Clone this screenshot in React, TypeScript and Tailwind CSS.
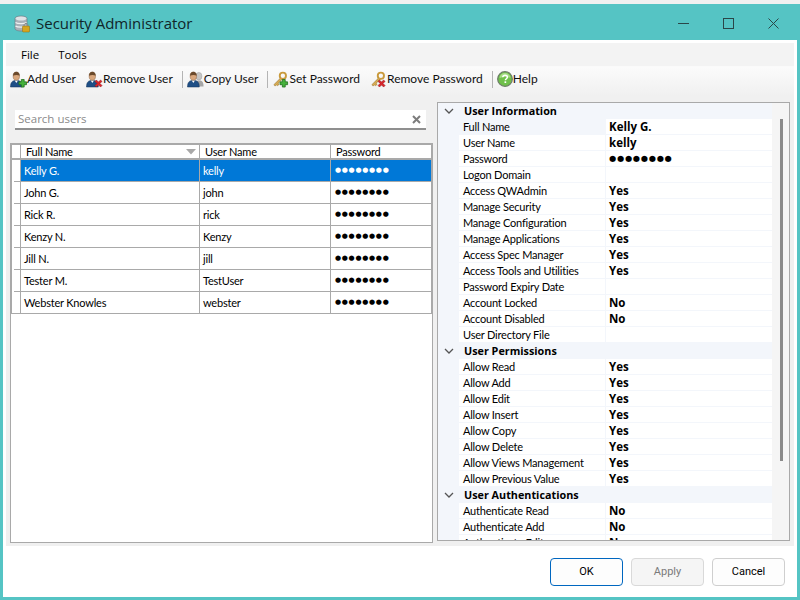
import React from 'react';

const users = [
  { name: 'Kelly G.', user: 'kelly' },
  { name: 'John G.', user: 'john' },
  { name: 'Rick R.', user: 'rick' },
  { name: 'Kenzy N.', user: 'Kenzy' },
  { name: 'Jill N.', user: 'jill' },
  { name: 'Tester M.', user: 'TestUser' },
  { name: 'Webster Knowles', user: 'webster' },
];

const DOTS = '●●●●●●●●';

const sections = [
  {
    title: 'User Information',
    rows: [
      ['Full Name', 'Kelly G.'],
      ['User Name', 'kelly'],
      ['Password', DOTS],
      ['Logon Domain', ''],
      ['Access QWAdmin', 'Yes'],
      ['Manage Security', 'Yes'],
      ['Manage Configuration', 'Yes'],
      ['Manage Applications', 'Yes'],
      ['Access Spec Manager', 'Yes'],
      ['Access Tools and Utilities', 'Yes'],
      ['Password Expiry Date', ''],
      ['Account Locked', 'No'],
      ['Account Disabled', 'No'],
      ['User Directory File', ''],
    ],
  },
  {
    title: 'User Permissions',
    rows: [
      ['Allow Read', 'Yes'],
      ['Allow Add', 'Yes'],
      ['Allow Edit', 'Yes'],
      ['Allow Insert', 'Yes'],
      ['Allow Copy', 'Yes'],
      ['Allow Delete', 'Yes'],
      ['Allow Views Management', 'Yes'],
      ['Allow Previous Value', 'Yes'],
    ],
  },
  {
    title: 'User Authentications',
    rows: [
      ['Authenticate Read', 'No'],
      ['Authenticate Add', 'No'],
      ['Authenticate Edit', 'No'],
    ],
  },
];

const Plus = () => (
  <path d="M9.5 8.5h2.5V6h3v2.5H17.5v3H15V14h-3v-2.5H9.5z" fill="#46b23c" stroke="#1f6b1a" strokeWidth="0.8" />
);

const Cross = () => (
  <path d="M9.5 8l1.5-1.5 2.2 2.2 2.2-2.2L17 8l-2.2 2.2L17 12.4 15.4 14l-2.2-2.2L11 14l-1.5-1.6 2.2-2.2z" fill="#d8272d" stroke="#8a1418" strokeWidth="0.5" />
);

const Person = () => (
  <g>
    <path d="M0.5 16.5c0-4.500 1.500-6.500 4.500-7h3.500c3 .5 4.500 2.500 4.500 7z" fill="#1f4f86" stroke="#123257" strokeWidth="0.5" />
    <path d="M5 9.500l1.700 2.800 1.700-2.800z" fill="#fff" />
    <ellipse cx="6.700" cy="5" rx="3.400" ry="4.300" fill="#d9a77d" stroke="#8a6242" strokeWidth="0.5" />
    <path d="M3.200 4.500c0-3 1.500-4.200 3.500-4.200s3.500 1.200 3.500 4.200C8.700 3.500 5.200 3.500 3.200 4.500z" fill="#6b4a2c" />
  </g>
);

const UserIcon = ({ kind }: { kind: 'add' | 'remove' | 'copy' }) => (
  <svg width="17" height="17" viewBox="0 0 18 17" className="shrink-0">
    {kind === 'copy' && (
      <g opacity="0.75">
        <ellipse cx="12.500" cy="5" rx="3.300" ry="4" fill="#b5b5b5" stroke="#777" strokeWidth="0.5" />
        <path d="M7 16c0-4 2-6 4.500-6.500h3c2 .5 3 2.500 3 6.500z" fill="#8c8c8c" />
      </g>
    )}
    <Person />
    {kind === 'add' && <g transform="translate(0 2.500)"><Plus /></g>}
    {kind === 'remove' && <g transform="translate(0 2.500)"><Cross /></g>}
  </svg>
);

const KeyIcon = ({ kind }: { kind: 'add' | 'remove' }) => (
  <svg width="17" height="17" viewBox="0 0 18 17" className="shrink-0">
    <circle cx="11.500" cy="4.500" r="3.300" fill="none" stroke="#c99a3c" strokeWidth="2" />
    <path d="M9 7L2 14l1.500 1.500L5 14l1 1 1.500-1.500-1-1L11 8" fill="#d9ad55" stroke="#8f6a20" strokeWidth="0.6" />
    {kind === 'add' ? <g transform="translate(-1 2.500)"><Plus /></g> : <g transform="translate(-1 2.500)"><Cross /></g>}
  </svg>
);

const HelpIcon = () => (
  <svg width="16" height="16" viewBox="0 0 16 16" className="shrink-0">
    <circle cx="8" cy="8" r="7.300" fill="#6fc04a" stroke="#6e7f68" strokeWidth="1.300" />
    <path d="M2.500 7a5.500 5 0 0 1 11 0c-3-1.500-8-1.500-11 0z" fill="#a5dd84" />
    <path d="M5.800 6.300C5.900 4.900 6.800 4.200 8.100 4.200c1.400 0 2.300.8 2.300 1.900 0 1.700-2 1.600-2 3.200" fill="none" stroke="#fff" strokeWidth="1.500" />
    <rect x="7.500" y="10.300" width="1.700" height="1.700" fill="#fff" />
  </svg>
);

const AppIcon = () => (
  <svg width="16" height="18" viewBox="0 0 16 18">
    <path d="M1 3.500C1 2 3.500 1 7 1s6 1 6 2.500v10C13 15 10.500 16 7 16s-6-1-6-2.500z" fill="#a9b0b8" stroke="#6f767e" strokeWidth="0.6" />
    <ellipse cx="7" cy="3.500" rx="5.500" ry="2" fill="#dfe3e7" />
    <path d="M1.500 7.500c2 1.500 9 1.500 11 0M1.500 11c2 1.500 9 1.500 11 0" fill="none" stroke="#eef0f2" strokeWidth="1.200" />
    <rect x="8.500" y="11" width="7" height="6" rx="0.800" fill="#d6a51f" stroke="#8f6d10" strokeWidth="0.5" />
    <path d="M10.200 11V9.500a2 2 0 0 1 3.600 0V11" fill="none" stroke="#8b8b8b" strokeWidth="1" />
  </svg>
);

const Sep = () => <div className="w-px h-[17px] bg-[#b4b4b4] ml-[4px] -mr-px" />;

const ToolItem = ({ icon, label }: { icon: React.ReactNode; label: string }) => (
  <div className="flex items-center px-[5px]">
    {icon}
    <span>{label}</span>
  </div>
);

const App = () => {
  return (
    <div className="w-[800px] h-[600px] bg-[#f0f0f0] pt-[4px] overflow-hidden text-[12px] text-black" style={{ fontFamily: 'Lato, "Noto Sans", sans-serif' }}>
      <div className="h-[596px] bg-[#55c4c4] px-[3px] pb-[3px] flex flex-col">
        {/* title bar */}
        <div className="h-[36px] shrink-0 flex items-center pl-[11px] pt-[3px] text-[#10262a]">
          <AppIcon />
          <span className="ml-[6px] text-[15px]" style={{ fontFamily: '"Open Sans", sans-serif' }}>Security Administrator</span>
          <div className="ml-auto flex items-center gap-[34px] pr-[18px]">
            <div className="w-[11px] h-px bg-[#2a4648]" />
            <div className="w-[11px] h-[11px] border border-[#2a4648]" />
            <svg width="11" height="11" viewBox="0 0 11 11">
              <path d="M0.500 0.500l10 10M10.500 0.500l-10 10" stroke="#2a4648" strokeWidth="1" />
            </svg>
          </div>
        </div>

        <div className="flex-1 bg-white flex flex-col px-[3px] pt-[3px]">
          <div className="h-[503px] bg-[#f0f0f0] flex flex-col">
            {/* menu */}
            <div className="h-[24px] flex items-center pl-[15px] gap-[19px] bg-[#f3f3f3] text-[11.500px] border-b border-[#fafafa]" style={{ fontFamily: '"Open Sans", sans-serif' }}>
              <span>File</span>
              <span>Tools</span>
            </div>
            {/* toolbar */}
            <div className="h-[29px] flex items-start pt-[2px] bg-gradient-to-b from-[#fbfbfb] to-[#f0f0f0] text-[12px] text-[#111]">
              <div className="flex items-center h-[20px] -ml-px">
                <ToolItem icon={<UserIcon kind="add" />} label="Add User" />
                <ToolItem icon={<UserIcon kind="remove" />} label="Remove User" />
                <Sep />
                <ToolItem icon={<UserIcon kind="copy" />} label="Copy User" />
                <Sep />
                <ToolItem icon={<KeyIcon kind="add" />} label="Set Password" />
                <ToolItem icon={<KeyIcon kind="remove" />} label="Remove Password" />
                <Sep />
                <ToolItem icon={<HelpIcon />} label="Help" />
              </div>
            </div>

            <div className="flex-1 flex min-h-0 pl-[4px] pt-[6px]">
              {/* left: search and users */}
              <div className="w-[423px] shrink-0 flex flex-col">
                <div className="mx-[5px] w-[411px] h-[20px] mt-[8px] bg-white border-b-2 border-[#8f8f8f] flex items-center px-[3px] text-[11.500px] text-[#8a8a8a]" style={{ fontFamily: '"Open Sans", sans-serif' }}>
                  <span>Search users</span>
                  <svg width="9" height="9" viewBox="0 0 9 9" className="ml-auto mr-[2px]">
                    <path d="M1 1l7 7M8 1l-7 7" stroke="#7d7d7d" strokeWidth="2" />
                  </svg>
                </div>
                <div className="mt-[13px] h-[400px] bg-white border border-[#a9a9a9] text-[11px] tracking-[-0.2px]">
                  <div className="grid grid-cols-[9px_179px_131px_1fr] border-l border-r border-[#a9a9a9]">
                    <div className="h-[16px] border-b-2 border-r border-[#a9a9a9] border-t" />
                    <div className="h-[16px] border-b-2 border-r border-t border-[#a9a9a9] pl-[5px] pt-px flex items-center justify-between pr-[3px]">
                      <span>Full Name</span>
                      <svg width="10" height="6" viewBox="0 0 10 6"><path d="M0 0h10L5 5.500z" fill="#a8a8a8" /></svg>
                    </div>
                    <div className="h-[16px] border-b-2 border-r border-t border-[#a9a9a9] pl-[5px] pt-px flex items-center">User Name</div>
                    <div className="h-[16px] border-b-2 border-t border-[#a9a9a9] pl-[5px] pt-px flex items-center">Password</div>
                    {users.map((u, i) => {
                      const sel = i === 0;
                      const cell = `h-[22px] border-b border-[#a9a9a9] flex items-center pl-[3px] ${sel ? 'bg-[#0078d7] text-white' : ''}`;
                      return (
                        <React.Fragment key={u.user}>
                          <div className="h-[22px] border-r border-[#a9a9a9] flex justify-end items-end">
                            <div className={`h-px bg-[#a9a9a9] ${i === users.length - 1 ? 'w-full' : 'w-[6px]'}`} />
                          </div>
                          <div className={`${cell} border-r pt-px`}>{u.name}</div>
                          <div className={`${cell} border-r pt-px`}>{u.user}</div>
                          <div className={`${cell} pl-[4px]`}>
                            <span className="text-[7px] leading-none tracking-[0.7px]" style={{ fontFamily: '"DejaVu Sans", sans-serif' }}>{DOTS}</span>
                          </div>
                        </React.Fragment>
                      );
                    })}
                  </div>
                </div>
              </div>

              {/* right: property grid */}
              <div className="relative ml-[4px] w-[353px] h-[439px] bg-[#f5f5f5] border border-[#a9a9a9] overflow-hidden text-[11px] tracking-[-0.2px]">
                <div className="w-[334px]">
                  {sections.map(s => (
                    <div key={s.title}>
                      <div className="h-[16px] bg-[#f3f6fb] flex items-center font-bold text-[10.800px] tracking-normal" style={{ fontFamily: '"Open Sans", sans-serif' }}>
                        <svg width="10" height="6" viewBox="0 0 10 6" className="ml-[6px]">
                          <path d="M1 1l4 4 4-4" fill="none" stroke="#555" strokeWidth="1.300" />
                        </svg>
                        <span className="ml-[10px]">{s.title}</span>
                      </div>
                      {s.rows.map(([k, v]) => {
                        const selected = k === 'Full Name';
                        return (
                          <div key={k} className="h-[16px] flex bg-[#f3f6fb]">
                            <div className="w-[21px] shrink-0" />
                            <div className={`w-[146px] shrink-0 pl-[4px] pt-[2px] flex items-center border-b border-[#f3f6fb] ${selected ? 'bg-[#f3f6fb]' : 'bg-white'}`}>
                              {k}
                            </div>
                            <div className="flex-1 pl-[3px] ml-px bg-white border-b border-[#f3f6fb] flex items-center font-bold text-[11.500px] tracking-normal" style={{ fontFamily: '"Open Sans", sans-serif' }}>
                              {v === DOTS ? (
                                <span className="text-[8.200px] leading-none tracking-[0.8px]" style={{ fontFamily: '"DejaVu Sans", sans-serif' }}>{v}</span>
                              ) : v}
                            </div>
                          </div>
                        );
                      })}
                    </div>
                  ))}
                </div>
                <div className="absolute left-[342px] top-[16px] w-[3px] h-[342px] bg-[#8a8a8a]" />
              </div>
            </div>
          </div>

          {/* buttons */}
          <div className="flex-1 flex justify-end items-start gap-[8px] pt-[12px] pr-[9px] text-[11px]" style={{ fontFamily: 'Roboto, sans-serif' }}>
            <div className="w-[73px] h-[28px] rounded-[4px] border border-[#0067c0] bg-[#fdfdfd] flex items-center justify-center">OK</div>
            <div className="w-[73px] h-[28px] rounded-[4px] border border-[#d9d9d9] bg-[#f5f5f5] text-[#7a7a7a] flex items-center justify-center">Apply</div>
            <div className="w-[73px] h-[28px] rounded-[4px] border border-[#cfcfcf] bg-[#fdfdfd] flex items-center justify-center">Cancel</div>
          </div>
        </div>
      </div>
    </div>
  );
};

export default App;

········

◆ Requirement ◆
Write out an exact copy of the listing, first line through the line containing "import React from 'react';", with the pictures left out.

◆ Answer to this exercise ◆
Clone this screenshot in React, TypeScript and Tailwind CSS.
import React from 'react';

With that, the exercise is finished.